--- What needs to be done ---
Tally the lines in the following entries that include the word "this"; state only the total.

--- Records supplied ---
★ ★ ★ ★ ★ ★ ★
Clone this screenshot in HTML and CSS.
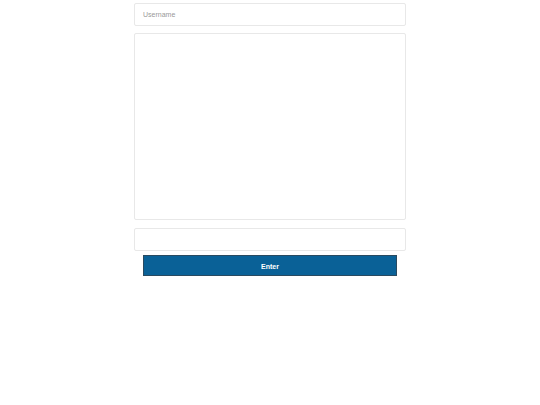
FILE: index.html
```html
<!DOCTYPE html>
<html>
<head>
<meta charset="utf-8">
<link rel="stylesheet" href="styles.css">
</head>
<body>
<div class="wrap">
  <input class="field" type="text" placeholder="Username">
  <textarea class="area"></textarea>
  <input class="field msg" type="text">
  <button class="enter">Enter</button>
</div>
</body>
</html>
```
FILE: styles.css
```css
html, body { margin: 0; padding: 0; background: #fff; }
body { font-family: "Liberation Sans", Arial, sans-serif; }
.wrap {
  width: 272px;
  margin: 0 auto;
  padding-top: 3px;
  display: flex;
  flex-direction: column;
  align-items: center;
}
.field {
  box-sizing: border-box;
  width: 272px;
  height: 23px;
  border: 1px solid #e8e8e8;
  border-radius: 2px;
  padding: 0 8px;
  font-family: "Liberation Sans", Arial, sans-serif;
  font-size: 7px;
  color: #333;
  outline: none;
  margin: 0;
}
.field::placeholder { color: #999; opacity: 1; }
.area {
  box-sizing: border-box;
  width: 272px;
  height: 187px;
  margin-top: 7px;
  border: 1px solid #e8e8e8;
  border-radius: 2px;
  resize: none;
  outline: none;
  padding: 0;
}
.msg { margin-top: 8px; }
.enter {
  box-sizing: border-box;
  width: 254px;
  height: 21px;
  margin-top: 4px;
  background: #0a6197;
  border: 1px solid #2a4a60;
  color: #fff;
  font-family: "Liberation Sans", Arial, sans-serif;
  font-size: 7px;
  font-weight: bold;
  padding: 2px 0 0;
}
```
★ ★ ★ ★ ★ ★ ★
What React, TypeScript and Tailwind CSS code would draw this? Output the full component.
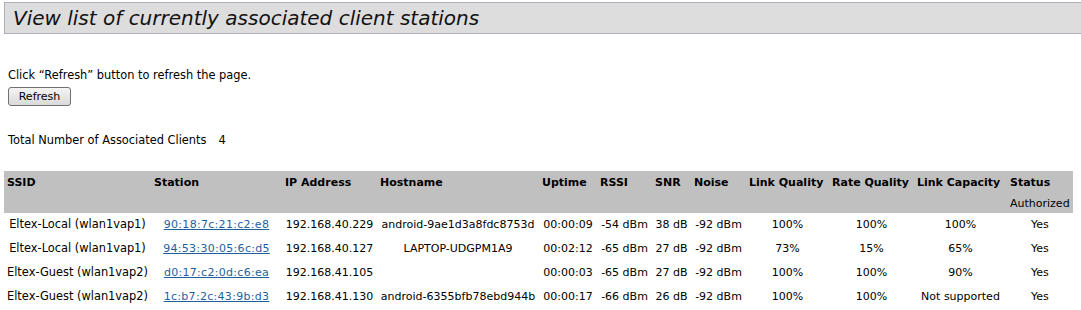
★ ★ ★ ★ ★ ★ ★
--- Response ---
2